### Task brief
Without the pictures, output the lines of the material from the very first through the one that holds "const COLS = '188px".
════
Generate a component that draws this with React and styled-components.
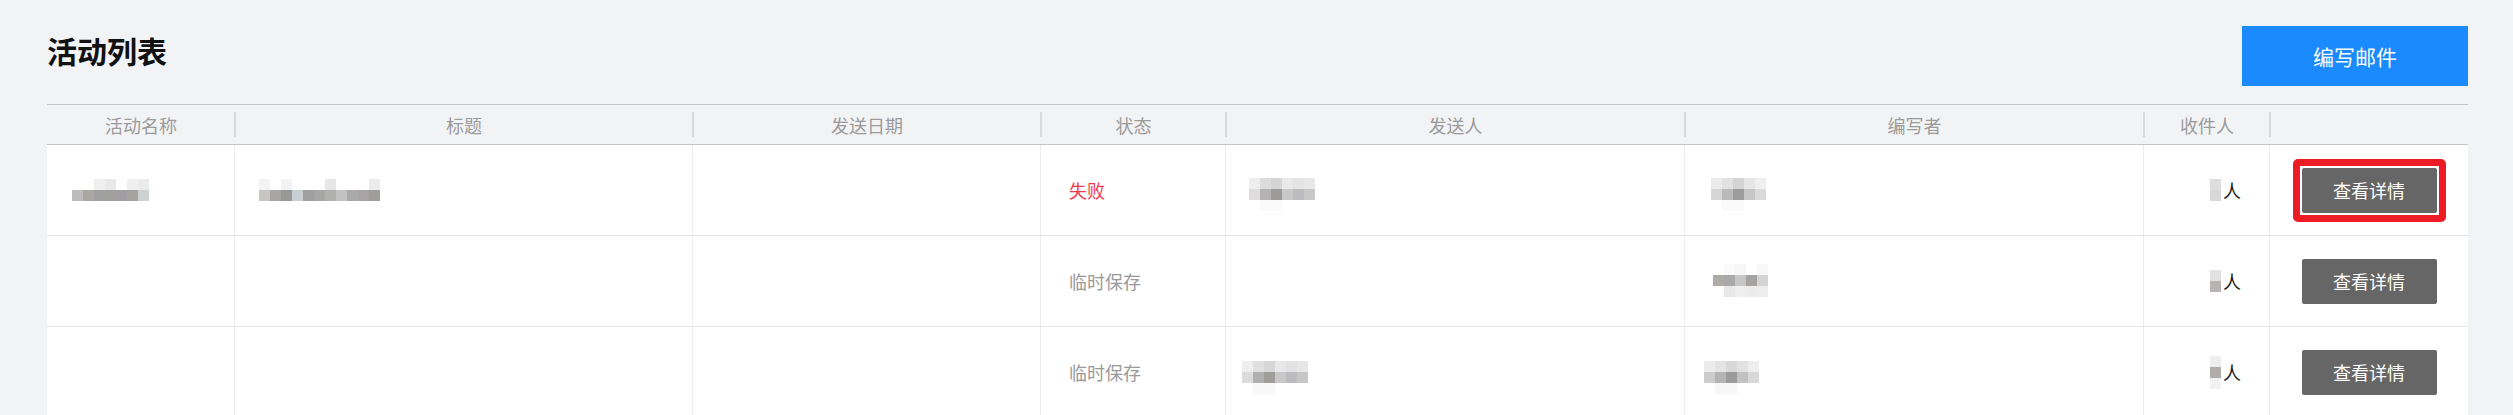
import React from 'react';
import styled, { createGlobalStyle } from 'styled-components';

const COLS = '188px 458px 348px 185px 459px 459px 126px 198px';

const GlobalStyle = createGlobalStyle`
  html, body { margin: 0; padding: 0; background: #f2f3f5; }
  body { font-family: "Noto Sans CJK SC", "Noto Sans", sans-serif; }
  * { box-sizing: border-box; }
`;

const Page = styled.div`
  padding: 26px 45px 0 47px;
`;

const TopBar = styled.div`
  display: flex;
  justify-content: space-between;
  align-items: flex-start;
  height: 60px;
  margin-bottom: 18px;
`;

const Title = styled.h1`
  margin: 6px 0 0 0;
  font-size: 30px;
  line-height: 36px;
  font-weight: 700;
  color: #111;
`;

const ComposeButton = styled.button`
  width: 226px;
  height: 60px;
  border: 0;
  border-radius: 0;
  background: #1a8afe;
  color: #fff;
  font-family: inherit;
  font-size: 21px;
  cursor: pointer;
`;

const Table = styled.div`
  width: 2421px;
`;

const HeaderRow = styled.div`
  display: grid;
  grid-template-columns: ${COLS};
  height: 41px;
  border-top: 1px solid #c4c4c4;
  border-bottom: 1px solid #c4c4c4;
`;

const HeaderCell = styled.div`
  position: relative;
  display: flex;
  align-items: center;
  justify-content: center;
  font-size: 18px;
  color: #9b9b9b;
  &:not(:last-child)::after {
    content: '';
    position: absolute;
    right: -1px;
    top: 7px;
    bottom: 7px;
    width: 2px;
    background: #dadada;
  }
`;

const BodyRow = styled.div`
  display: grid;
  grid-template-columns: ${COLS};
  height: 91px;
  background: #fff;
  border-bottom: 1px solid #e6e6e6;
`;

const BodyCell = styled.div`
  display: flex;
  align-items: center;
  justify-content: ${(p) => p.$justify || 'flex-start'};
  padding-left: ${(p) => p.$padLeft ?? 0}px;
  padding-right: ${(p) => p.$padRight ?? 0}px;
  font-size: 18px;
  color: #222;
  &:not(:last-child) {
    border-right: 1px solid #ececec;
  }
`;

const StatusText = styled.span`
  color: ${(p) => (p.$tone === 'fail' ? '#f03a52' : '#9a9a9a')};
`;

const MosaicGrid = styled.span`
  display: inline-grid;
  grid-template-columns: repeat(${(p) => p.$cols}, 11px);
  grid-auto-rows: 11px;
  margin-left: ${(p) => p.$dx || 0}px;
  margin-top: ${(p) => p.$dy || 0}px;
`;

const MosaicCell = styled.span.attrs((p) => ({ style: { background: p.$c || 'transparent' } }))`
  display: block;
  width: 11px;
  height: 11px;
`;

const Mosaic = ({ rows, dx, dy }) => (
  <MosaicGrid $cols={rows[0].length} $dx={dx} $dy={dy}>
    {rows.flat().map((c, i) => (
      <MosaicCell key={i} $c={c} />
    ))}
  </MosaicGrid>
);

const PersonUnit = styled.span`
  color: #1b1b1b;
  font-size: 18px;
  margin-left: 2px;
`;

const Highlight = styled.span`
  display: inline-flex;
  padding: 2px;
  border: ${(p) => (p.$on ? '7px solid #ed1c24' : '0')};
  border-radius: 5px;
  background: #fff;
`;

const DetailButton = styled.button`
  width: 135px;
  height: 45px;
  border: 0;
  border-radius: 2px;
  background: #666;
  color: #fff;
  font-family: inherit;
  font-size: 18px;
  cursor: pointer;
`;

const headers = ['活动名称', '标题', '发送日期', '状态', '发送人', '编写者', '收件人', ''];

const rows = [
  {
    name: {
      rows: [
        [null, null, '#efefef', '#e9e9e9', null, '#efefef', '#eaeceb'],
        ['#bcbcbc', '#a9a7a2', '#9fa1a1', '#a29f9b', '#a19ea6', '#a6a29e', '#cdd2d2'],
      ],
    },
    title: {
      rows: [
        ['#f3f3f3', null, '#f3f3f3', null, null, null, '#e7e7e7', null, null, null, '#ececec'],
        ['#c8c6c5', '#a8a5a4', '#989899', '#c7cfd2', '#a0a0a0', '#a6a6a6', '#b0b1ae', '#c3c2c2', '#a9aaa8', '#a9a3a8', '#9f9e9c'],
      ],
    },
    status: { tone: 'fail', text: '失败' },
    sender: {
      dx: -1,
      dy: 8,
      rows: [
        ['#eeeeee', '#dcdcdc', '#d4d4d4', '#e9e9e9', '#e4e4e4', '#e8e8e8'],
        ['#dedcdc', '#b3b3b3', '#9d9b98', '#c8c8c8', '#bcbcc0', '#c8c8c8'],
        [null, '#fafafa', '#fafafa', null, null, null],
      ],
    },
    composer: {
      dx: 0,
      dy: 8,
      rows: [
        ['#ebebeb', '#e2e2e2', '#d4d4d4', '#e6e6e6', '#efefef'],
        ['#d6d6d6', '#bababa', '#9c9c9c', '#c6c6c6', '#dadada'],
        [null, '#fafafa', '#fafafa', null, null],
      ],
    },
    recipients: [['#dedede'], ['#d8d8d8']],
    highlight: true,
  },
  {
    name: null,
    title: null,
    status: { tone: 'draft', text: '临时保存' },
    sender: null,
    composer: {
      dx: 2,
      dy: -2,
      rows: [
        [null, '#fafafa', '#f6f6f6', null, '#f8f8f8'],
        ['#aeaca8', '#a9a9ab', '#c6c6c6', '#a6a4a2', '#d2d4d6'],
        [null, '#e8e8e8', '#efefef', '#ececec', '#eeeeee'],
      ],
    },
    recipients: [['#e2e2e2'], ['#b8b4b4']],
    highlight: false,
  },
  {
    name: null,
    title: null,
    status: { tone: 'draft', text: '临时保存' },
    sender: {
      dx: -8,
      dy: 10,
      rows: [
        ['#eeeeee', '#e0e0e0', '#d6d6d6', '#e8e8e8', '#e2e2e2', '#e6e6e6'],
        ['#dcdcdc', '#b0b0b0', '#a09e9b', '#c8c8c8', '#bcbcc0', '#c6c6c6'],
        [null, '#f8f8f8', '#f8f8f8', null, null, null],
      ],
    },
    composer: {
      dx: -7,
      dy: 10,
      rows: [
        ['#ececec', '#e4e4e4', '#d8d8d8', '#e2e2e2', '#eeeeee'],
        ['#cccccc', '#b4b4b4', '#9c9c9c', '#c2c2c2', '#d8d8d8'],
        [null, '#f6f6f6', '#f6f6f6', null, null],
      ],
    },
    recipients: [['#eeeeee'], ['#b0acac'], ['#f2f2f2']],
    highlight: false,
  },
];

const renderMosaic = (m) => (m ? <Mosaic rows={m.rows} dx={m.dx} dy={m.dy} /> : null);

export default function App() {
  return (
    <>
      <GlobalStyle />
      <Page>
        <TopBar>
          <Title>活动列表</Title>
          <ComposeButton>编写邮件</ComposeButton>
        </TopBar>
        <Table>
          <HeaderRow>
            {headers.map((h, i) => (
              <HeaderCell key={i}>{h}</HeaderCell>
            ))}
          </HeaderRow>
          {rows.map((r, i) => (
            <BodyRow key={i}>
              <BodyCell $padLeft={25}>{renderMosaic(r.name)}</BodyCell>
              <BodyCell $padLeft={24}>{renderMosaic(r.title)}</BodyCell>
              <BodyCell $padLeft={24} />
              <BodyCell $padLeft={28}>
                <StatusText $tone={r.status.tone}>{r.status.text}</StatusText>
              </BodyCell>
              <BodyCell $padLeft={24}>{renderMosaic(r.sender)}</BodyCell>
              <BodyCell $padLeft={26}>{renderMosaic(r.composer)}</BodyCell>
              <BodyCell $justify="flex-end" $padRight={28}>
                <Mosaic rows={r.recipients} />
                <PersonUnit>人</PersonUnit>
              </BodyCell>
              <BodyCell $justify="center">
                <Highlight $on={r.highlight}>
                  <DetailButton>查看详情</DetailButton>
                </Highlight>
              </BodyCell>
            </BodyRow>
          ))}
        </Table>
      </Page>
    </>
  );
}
════
### Answer to the task
Generate a component that draws this with React and styled-components.
import React from 'react';
import styled, { createGlobalStyle } from 'styled-components';

const COLS = '188px 458px 348px 185px 459px 459px 126px 198px';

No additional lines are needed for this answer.